Jada's blood sugars have still been a little crazy. Mostly on the high side. We increased her Lantus dose 2 weeks ago and have also gone to a lunch time shot if she needs one. Her morning blood sugars have been good, but then she runs high the rest of the day. Today, she was over 300 at lunch! Then, she had 36 grams of carbs for her meal- absolutely had to have a shot of Novolog. I checked her after lunch right before her nap and she was at 96- that's a good blood sugar for someone a few years older, but for her at 3 years old, it's too low. Gave her half a banana and hoped it wouldn't spike her too much! She slept for an hour and a half and when she woke up, her blood sugar was 136! AWESOME! 150 is her ideal. So- rather than giving her a carb free snack, she was able to have 15 grams of carbs and it shouldn't cause her to go sky high.
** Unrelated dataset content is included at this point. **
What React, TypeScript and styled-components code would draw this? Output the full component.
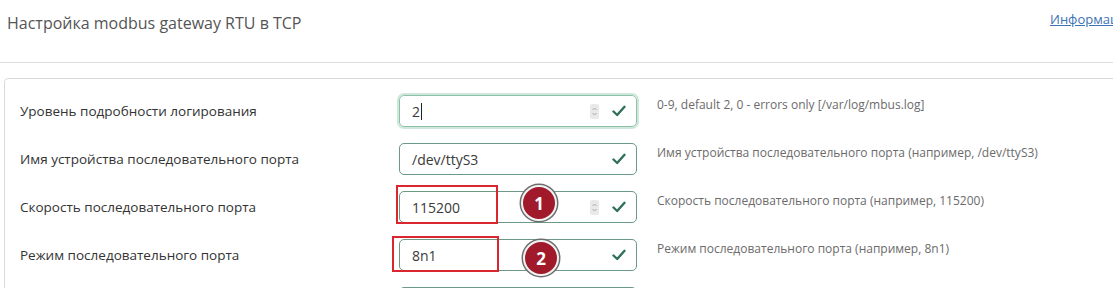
import React from 'react'
import styled, { createGlobalStyle, css } from 'styled-components'

const GlobalStyle = createGlobalStyle`
  html, body {
    margin: 0;
    padding: 0;
    background: #fff;
    overflow: hidden;
  }
  body {
    font-family: "Open Sans", "Noto Sans", "DejaVu Sans", sans-serif;
    color: #333;
  }
`

interface Row {
  label: string
  value: string
  help: string
  spinner?: boolean
  focused?: boolean
  mark?: { n: number; box: [number, number, number, number]; dot: [number, number] }
}

const rows: Row[] = [
  {
    label: 'Уровень подробности логирования',
    value: '2',
    help: '0-9, default 2, 0 - errors only [/var/log/mbus.log]',
    spinner: true,
    focused: true,
  },
  {
    label: 'Имя устройства последовательного порта',
    value: '/dev/ttyS3',
    help: 'Имя устройства последовательного порта (например, /dev/ttyS3)',
  },
  {
    label: 'Скорость последовательного порта',
    value: '115200',
    help: 'Скорость последовательного порта (например, 115200)',
    spinner: true,
    mark: { n: 1, box: [-3, -6, 102, 39], dot: [122, -6] },
  },
  {
    label: 'Режим последовательного порта',
    value: '8n1',
    help: 'Режим последовательного порта (например, 8n1)',
    mark: { n: 2, box: [-7, -3, 107, 36], dot: [124, 1] },
  },
  // next row only shows the top of its field in the view
  { label: '', value: '', help: '' },
]

const Page = styled.div`
  width: 1113px;
  height: 288px;
  overflow: hidden;
`

const Header = styled.div`
  display: grid;
  grid-template-columns: 1043px max-content;
  align-items: center;
  padding: 13px 0 0 7px;
  height: 19px;
`

const Title = styled.h1`
  margin: 0;
  font-size: 16px;
  font-weight: 400;
  line-height: 20px;
  color: #555;
  white-space: nowrap;
`

const InfoLink = styled.a`
  font-size: 13px;
  color: #3d72b4;
  text-decoration: underline;
  white-space: nowrap;
  margin-top: -8px;
`

const Divider = styled.div`
  margin-top: 30px;
  width: 1113px;
  height: 1px;
  background: #dcdcdc;
`

const Card = styled.div`
  margin: 15px 0 0 4px;
  width: 1180px;
  border: 1px solid #dadada;
  border-radius: 4px;
  padding: 16px 15px;
  display: grid;
  grid-template-columns: 359px 238px 1fr;
  column-gap: 20px;
  row-gap: 16px;
`

const Label = styled.div`
  font-size: 13.5px;
  line-height: 32px;
  color: #333;
  white-space: nowrap;
`

const Field = styled.div<{ $focused?: boolean }>`
  position: relative;
  height: 32px;
  box-sizing: border-box;
  border: 1px solid #6c9886;
  border-radius: 5px;
  display: flex;
  align-items: center;
  padding: 0 10px 0 12px;
  font-size: 14px;
  color: #3a3a3a;
  ${(p) =>
    p.$focused &&
    css`
      border-color: #8cc2a8;
      box-shadow: 0 0 0 2px rgba(120, 190, 155, 0.35);
    `}
`

const Value = styled.span`
  flex: 1;
  white-space: nowrap;
`

const Caret = styled.span`
  display: inline-block;
  width: 1px;
  height: 17px;
  background: #222;
  vertical-align: -3px;
  margin-left: 1px;
`

const Spinner = styled.span`
  width: 9px;
  height: 15px;
  border-radius: 2px;
  background: #e9e9e9;
  margin-right: 13px;
  display: flex;
  align-items: center;
  justify-content: center;
`

const Help = styled.div`
  font-size: 12px;
  line-height: 18px;
  padding-top: 1px;
  color: #6b6b6b;
  white-space: nowrap;
`

const MarkBox = styled.div`
  position: absolute;
  border: 2px solid #d9262f;
  box-sizing: border-box;
`

const Badge = styled.div`
  position: absolute;
  width: 36px;
  height: 36px;
  box-sizing: border-box;
  border-radius: 50%;
  background: #a11a2c;
  border: 2px solid #f3f3f3;
  box-shadow: 0 0 0 1.5px #6d6d6d;
  color: #fff;
  font-family: "Open Sans", sans-serif;
  font-weight: 700;
  font-size: 17px;
  display: flex;
  align-items: center;
  justify-content: center;
`

const Check = () => (
  <svg width="14" height="12" viewBox="0 0 14 12">
    <path d="M1.5 6.5 L5.2 10 L12.5 1.8" fill="none" stroke="#2f7257" strokeWidth="2.4" strokeLinecap="round" strokeLinejoin="round" />
  </svg>
)

const Arrows = () => (
  <svg width="7" height="11" viewBox="0 0 7 11">
    <path d="M1.5 4 L3.5 2 L5.5 4 M1.5 7 L3.5 9 L5.5 7" fill="none" stroke="#a9a9a9" strokeWidth="1" />
  </svg>
)

const App: React.FC = () => {
  return (
    <Page>
      <GlobalStyle />
      <Header>
        <Title>Настройка modbus gateway RTU в TCP</Title>
        <InfoLink href="#">Информация</InfoLink>
      </Header>
      <Divider />
      <Card>
        {rows.map((r, i) => (
          <React.Fragment key={i}>
            <Label>{r.label}</Label>
            <Field $focused={r.focused}>
              <Value>
                {r.value}
                {r.focused && <Caret />}
              </Value>
              {r.spinner && (
                <Spinner>
                  <Arrows />
                </Spinner>
              )}
              {r.value && <Check />}
              {r.mark && (
                <>
                  <MarkBox
                    style={{
                      left: r.mark.box[0] - 1,
                      top: r.mark.box[1] - 1,
                      width: r.mark.box[2],
                      height: r.mark.box[3],
                    }}
                  />
                  <Badge style={{ left: r.mark.dot[0] - 1, top: r.mark.dot[1] - 1 }}>{r.mark.n}</Badge>
                </>
              )}
            </Field>
            <Help>{r.help}</Help>
          </React.Fragment>
        ))}
      </Card>
    </Page>
  )
}

export default App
Hopefully, she'll be looking good at supper time.
It's amazing how these simple little numbers can play with your mind. It can be overwhelming at times, especially when we are not sure what is causing her blood sugars to spike like they have been. When we were in Texas, we were swimming almost everyday and that really reduced the need for Novolog. Jeff and I wonder if the absence of that particular kind of exercise is making a difference. Jada doesn't sit all day- she is a very busy little girl who runs all over this house. I can hardly keep up with her most of the time. Most likely, though, she is just coming out of that honeymoon phase. Hate to think of it, but it's probably happening.
I look at her, though, and am so thankful that her diagnosis was diabetes. When we were in the hospital, we saw families who wouldn't be leaving with their children, we saw teeny tiny babies on life support and feeding tubes. Kids with cancer. It really helps me to stay positive when I think about what it could have been. I also try to look at it as an opportunity for me to learn how to be healthy and teach Jada how to be healthy- through diet, exercise and by following Jesus. I don't ever want her to have a poor me attitude- a victim mentality. As she grows, my desire is for people to look at her and be surprised when they find out that she is diabetic. I want her to live a joyfilled, God-filled life- not fearing what's ahead, but meeting whatever it is head- on and knowing that it's not a surprise to God. Not just for Jada, but for all of my kids.
Okay- I must go. 5:30 is supper for Jada and it will mess her up big time if she doesn't it soon. I'm behind schedule already.